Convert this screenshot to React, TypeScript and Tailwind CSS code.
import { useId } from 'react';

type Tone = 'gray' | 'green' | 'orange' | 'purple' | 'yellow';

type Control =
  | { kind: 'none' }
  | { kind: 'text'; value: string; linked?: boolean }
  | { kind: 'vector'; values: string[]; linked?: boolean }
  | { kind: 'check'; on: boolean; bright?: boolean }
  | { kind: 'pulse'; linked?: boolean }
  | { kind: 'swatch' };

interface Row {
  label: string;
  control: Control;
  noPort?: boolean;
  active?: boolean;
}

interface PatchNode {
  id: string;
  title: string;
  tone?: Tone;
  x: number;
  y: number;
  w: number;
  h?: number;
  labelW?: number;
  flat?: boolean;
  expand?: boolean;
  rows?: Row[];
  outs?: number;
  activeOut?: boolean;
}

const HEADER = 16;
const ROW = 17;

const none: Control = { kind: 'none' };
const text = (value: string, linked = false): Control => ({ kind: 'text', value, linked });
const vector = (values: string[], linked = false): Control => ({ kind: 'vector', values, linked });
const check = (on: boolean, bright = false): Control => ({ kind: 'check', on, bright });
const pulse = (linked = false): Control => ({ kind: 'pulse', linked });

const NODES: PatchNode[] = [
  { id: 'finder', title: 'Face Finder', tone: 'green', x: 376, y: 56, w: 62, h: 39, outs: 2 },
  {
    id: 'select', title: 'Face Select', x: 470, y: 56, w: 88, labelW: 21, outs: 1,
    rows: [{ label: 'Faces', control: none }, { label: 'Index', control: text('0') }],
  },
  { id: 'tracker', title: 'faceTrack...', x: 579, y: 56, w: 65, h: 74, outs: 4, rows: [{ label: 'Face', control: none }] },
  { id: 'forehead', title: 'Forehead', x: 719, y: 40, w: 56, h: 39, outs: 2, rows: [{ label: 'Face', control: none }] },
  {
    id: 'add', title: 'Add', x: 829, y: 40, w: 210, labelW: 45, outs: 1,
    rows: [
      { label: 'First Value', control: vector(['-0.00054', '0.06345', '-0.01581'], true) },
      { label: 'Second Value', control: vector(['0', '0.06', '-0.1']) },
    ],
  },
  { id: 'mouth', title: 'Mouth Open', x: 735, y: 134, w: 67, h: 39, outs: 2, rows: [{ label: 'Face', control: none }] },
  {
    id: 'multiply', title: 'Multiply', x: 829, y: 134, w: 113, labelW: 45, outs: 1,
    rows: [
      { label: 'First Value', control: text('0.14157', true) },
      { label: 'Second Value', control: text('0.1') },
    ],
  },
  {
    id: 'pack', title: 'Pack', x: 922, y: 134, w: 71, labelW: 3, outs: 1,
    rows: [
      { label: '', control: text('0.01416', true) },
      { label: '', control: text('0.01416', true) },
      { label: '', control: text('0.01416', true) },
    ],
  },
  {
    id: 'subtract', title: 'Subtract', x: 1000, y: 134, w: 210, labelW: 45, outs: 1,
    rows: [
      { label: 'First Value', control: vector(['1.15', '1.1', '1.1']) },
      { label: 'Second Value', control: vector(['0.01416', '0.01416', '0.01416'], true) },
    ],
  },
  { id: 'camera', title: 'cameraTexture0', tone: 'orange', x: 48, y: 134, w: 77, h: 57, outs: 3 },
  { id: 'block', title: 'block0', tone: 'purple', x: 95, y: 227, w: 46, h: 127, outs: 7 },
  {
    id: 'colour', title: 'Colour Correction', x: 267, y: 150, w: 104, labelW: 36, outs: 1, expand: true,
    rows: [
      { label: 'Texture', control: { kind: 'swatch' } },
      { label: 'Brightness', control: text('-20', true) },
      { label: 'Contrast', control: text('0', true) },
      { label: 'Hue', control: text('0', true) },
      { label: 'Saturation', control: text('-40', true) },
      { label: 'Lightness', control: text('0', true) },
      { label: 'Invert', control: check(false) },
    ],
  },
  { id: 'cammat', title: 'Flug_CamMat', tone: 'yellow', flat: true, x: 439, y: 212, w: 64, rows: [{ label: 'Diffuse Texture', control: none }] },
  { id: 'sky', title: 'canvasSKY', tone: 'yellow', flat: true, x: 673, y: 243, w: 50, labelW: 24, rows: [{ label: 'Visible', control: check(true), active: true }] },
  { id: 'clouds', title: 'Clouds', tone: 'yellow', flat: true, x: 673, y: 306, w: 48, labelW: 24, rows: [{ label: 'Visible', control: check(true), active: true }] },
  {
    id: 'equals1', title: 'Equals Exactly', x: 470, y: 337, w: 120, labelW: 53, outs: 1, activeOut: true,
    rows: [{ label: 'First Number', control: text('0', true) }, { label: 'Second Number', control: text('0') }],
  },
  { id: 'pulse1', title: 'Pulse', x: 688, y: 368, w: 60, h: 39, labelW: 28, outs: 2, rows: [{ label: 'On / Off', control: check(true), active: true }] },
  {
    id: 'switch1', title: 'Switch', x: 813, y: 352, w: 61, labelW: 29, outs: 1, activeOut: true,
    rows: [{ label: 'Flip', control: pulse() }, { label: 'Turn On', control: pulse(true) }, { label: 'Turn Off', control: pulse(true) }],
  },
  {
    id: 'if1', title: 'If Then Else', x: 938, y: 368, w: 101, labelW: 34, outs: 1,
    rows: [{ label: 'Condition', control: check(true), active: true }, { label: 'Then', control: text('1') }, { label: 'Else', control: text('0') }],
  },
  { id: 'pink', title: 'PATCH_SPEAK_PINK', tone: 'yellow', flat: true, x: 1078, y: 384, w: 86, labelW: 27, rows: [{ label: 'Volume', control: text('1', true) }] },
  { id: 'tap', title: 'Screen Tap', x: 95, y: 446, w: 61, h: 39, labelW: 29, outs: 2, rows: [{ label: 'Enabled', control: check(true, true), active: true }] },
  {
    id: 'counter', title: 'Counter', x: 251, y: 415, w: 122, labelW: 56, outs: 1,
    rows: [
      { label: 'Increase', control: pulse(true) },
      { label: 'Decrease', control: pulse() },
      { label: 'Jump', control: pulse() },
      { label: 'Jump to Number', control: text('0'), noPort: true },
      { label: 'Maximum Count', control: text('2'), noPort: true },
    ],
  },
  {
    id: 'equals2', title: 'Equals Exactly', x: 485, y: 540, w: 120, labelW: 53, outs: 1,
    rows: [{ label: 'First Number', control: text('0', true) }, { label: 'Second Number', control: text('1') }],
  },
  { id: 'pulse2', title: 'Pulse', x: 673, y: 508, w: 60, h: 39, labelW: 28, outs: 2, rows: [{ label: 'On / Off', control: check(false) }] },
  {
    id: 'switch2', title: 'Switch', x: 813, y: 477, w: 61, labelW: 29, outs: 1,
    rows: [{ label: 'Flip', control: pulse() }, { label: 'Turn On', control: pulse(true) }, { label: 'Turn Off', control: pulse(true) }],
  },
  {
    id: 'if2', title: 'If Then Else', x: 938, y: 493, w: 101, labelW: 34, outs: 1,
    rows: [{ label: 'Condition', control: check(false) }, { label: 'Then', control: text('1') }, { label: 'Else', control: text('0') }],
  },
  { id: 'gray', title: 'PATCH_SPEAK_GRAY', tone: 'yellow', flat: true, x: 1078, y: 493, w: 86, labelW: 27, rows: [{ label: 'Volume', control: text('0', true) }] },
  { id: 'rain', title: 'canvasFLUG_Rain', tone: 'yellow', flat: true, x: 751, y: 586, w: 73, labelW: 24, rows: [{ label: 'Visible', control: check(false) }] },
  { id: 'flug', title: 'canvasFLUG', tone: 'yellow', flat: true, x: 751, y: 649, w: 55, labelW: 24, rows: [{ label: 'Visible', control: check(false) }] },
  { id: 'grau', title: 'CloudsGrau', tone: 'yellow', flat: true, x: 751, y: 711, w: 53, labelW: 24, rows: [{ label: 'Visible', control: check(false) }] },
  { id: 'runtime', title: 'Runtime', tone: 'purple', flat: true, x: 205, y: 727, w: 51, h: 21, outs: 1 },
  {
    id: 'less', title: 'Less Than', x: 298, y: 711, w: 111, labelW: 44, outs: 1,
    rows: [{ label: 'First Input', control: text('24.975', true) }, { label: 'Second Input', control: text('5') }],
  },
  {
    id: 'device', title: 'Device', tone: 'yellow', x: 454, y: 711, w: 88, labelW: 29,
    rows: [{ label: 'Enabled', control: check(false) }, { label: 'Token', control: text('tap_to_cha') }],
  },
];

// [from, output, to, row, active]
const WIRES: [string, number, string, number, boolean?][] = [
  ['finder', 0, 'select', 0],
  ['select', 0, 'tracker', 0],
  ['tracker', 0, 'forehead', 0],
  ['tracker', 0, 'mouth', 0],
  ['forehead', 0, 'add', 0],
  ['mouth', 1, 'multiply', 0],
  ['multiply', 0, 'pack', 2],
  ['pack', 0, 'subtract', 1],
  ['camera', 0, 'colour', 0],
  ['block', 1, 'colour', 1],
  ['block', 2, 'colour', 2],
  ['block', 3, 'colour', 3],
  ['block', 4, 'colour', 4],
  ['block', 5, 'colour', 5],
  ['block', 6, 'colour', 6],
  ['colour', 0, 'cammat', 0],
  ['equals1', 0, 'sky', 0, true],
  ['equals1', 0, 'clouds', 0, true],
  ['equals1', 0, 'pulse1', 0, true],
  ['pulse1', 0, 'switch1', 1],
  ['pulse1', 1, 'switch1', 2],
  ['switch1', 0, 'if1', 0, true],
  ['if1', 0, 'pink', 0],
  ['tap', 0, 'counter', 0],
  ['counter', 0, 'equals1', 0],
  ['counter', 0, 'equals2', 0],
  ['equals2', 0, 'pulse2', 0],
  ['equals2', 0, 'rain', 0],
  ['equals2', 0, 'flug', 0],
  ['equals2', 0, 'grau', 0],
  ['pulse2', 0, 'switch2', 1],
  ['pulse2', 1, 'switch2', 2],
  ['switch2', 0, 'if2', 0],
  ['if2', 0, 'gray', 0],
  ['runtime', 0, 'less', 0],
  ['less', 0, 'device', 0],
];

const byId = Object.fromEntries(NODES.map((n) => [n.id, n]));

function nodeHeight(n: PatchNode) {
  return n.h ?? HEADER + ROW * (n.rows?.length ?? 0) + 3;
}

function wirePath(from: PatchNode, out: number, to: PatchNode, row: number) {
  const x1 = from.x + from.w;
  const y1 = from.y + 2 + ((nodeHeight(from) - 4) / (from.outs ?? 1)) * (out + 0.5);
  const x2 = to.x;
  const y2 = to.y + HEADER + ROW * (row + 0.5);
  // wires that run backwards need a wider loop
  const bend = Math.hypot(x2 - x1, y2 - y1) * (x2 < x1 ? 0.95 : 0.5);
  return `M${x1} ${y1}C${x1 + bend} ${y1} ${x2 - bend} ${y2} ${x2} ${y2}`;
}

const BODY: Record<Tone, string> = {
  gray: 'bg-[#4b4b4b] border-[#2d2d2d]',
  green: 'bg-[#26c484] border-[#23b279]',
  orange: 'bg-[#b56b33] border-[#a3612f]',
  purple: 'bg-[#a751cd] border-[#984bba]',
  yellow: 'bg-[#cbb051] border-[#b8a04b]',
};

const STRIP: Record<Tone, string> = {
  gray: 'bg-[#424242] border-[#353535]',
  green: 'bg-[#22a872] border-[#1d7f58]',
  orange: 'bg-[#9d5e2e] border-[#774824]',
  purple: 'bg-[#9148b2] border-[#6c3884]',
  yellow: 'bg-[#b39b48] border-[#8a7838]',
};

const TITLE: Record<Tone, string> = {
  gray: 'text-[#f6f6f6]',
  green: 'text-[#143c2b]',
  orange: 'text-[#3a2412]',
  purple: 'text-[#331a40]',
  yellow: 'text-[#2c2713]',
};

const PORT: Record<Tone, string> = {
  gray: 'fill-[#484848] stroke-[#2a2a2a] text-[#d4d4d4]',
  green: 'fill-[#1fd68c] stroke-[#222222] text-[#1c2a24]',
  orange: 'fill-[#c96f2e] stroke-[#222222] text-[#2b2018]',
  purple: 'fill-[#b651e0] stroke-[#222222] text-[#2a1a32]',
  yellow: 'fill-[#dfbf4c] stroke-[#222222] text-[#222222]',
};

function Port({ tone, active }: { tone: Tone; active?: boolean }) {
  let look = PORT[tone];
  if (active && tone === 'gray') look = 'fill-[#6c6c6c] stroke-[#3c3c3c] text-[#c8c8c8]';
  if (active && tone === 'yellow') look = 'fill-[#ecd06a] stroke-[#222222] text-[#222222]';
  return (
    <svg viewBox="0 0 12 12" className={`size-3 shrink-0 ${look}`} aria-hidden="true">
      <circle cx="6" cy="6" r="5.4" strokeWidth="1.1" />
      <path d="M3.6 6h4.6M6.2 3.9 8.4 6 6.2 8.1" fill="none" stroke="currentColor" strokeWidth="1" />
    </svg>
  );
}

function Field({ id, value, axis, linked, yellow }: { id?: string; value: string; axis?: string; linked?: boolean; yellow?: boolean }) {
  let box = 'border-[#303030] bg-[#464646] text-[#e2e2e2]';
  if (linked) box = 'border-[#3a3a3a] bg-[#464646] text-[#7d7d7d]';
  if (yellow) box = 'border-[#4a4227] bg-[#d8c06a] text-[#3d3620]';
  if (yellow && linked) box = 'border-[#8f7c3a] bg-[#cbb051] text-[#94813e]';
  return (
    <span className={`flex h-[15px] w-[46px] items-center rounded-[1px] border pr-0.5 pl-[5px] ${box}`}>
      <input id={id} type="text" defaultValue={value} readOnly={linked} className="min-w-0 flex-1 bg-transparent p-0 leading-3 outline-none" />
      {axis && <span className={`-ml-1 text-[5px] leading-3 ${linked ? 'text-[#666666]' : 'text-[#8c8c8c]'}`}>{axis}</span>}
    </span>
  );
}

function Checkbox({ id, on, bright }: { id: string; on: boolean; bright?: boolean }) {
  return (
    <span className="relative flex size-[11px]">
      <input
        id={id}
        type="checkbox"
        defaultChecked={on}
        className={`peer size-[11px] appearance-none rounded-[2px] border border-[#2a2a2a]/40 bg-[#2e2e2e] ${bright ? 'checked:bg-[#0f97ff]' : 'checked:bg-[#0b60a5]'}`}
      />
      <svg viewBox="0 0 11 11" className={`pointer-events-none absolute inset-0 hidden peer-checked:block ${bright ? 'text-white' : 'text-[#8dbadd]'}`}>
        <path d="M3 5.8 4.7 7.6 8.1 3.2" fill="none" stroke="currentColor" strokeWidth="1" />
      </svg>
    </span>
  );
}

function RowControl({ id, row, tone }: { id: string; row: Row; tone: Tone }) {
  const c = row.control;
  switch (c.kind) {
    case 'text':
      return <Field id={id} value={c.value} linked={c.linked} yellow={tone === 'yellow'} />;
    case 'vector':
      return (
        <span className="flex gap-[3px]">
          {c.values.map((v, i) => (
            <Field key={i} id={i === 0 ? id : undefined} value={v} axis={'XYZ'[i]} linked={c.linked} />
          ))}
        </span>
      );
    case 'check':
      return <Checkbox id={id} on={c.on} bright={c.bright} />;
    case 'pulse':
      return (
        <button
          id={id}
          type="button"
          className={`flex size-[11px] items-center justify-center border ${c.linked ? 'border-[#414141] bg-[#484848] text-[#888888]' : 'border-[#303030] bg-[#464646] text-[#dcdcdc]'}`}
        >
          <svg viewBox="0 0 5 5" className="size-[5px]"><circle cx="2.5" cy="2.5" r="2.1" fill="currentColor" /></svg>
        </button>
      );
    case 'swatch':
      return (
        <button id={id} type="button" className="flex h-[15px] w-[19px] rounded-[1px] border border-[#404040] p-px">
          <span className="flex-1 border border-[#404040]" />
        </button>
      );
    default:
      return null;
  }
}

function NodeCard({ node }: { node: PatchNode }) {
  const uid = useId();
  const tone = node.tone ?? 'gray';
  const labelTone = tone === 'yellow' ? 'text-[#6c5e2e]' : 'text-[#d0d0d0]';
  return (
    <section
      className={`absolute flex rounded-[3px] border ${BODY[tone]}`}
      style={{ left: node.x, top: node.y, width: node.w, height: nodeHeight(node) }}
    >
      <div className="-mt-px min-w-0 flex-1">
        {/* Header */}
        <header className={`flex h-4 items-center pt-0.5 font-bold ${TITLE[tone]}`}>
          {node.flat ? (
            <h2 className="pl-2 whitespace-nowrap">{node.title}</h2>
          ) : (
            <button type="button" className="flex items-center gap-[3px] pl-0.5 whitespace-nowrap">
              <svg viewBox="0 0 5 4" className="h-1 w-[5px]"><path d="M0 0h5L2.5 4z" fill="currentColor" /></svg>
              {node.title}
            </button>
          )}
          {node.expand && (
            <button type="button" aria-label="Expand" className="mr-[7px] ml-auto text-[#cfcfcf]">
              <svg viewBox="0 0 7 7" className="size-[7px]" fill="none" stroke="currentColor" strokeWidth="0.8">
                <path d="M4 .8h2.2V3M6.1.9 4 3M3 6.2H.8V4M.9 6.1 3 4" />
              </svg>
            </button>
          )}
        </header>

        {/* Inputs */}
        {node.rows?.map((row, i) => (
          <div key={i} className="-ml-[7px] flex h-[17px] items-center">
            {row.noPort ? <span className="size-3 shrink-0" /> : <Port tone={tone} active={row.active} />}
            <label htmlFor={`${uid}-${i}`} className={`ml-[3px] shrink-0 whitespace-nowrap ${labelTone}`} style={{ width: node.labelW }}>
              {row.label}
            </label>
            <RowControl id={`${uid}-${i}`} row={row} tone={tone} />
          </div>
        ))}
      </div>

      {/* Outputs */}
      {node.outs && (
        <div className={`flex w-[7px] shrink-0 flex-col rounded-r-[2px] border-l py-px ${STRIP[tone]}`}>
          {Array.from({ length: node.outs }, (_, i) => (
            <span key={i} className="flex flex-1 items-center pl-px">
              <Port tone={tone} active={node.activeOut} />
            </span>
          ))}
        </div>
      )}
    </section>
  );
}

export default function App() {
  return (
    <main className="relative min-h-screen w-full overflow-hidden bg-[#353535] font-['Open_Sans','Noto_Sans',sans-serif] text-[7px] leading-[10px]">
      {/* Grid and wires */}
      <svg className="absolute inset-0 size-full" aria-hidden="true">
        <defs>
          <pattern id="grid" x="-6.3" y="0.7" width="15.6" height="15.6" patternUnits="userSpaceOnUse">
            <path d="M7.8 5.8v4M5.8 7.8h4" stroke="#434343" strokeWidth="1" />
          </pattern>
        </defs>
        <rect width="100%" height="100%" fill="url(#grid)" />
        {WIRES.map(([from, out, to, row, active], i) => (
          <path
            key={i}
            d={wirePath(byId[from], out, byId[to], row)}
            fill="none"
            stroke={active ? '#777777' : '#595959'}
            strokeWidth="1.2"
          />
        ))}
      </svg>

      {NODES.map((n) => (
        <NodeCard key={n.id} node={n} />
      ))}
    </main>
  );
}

== Exercise description ==
Give again, word for word, the lines of the listing, starting at its first line and ending with the line containing "const ROW = 17;".

== The result ==
Convert this screenshot to React, TypeScript and Tailwind CSS code.
import { useId } from 'react';

type Tone = 'gray' | 'green' | 'orange' | 'purple' | 'yellow';

type Control =
  | { kind: 'none' }
  | { kind: 'text'; value: string; linked?: boolean }
  | { kind: 'vector'; values: string[]; linked?: boolean }
  | { kind: 'check'; on: boolean; bright?: boolean }
  | { kind: 'pulse'; linked?: boolean }
  | { kind: 'swatch' };

interface Row {
  label: string;
  control: Control;
  noPort?: boolean;
  active?: boolean;
}

interface PatchNode {
  id: string;
  title: string;
  tone?: Tone;
  x: number;
  y: number;
  w: number;
  h?: number;
  labelW?: number;
  flat?: boolean;
  expand?: boolean;
  rows?: Row[];
  outs?: number;
  activeOut?: boolean;
}

const HEADER = 16;
const ROW = 17;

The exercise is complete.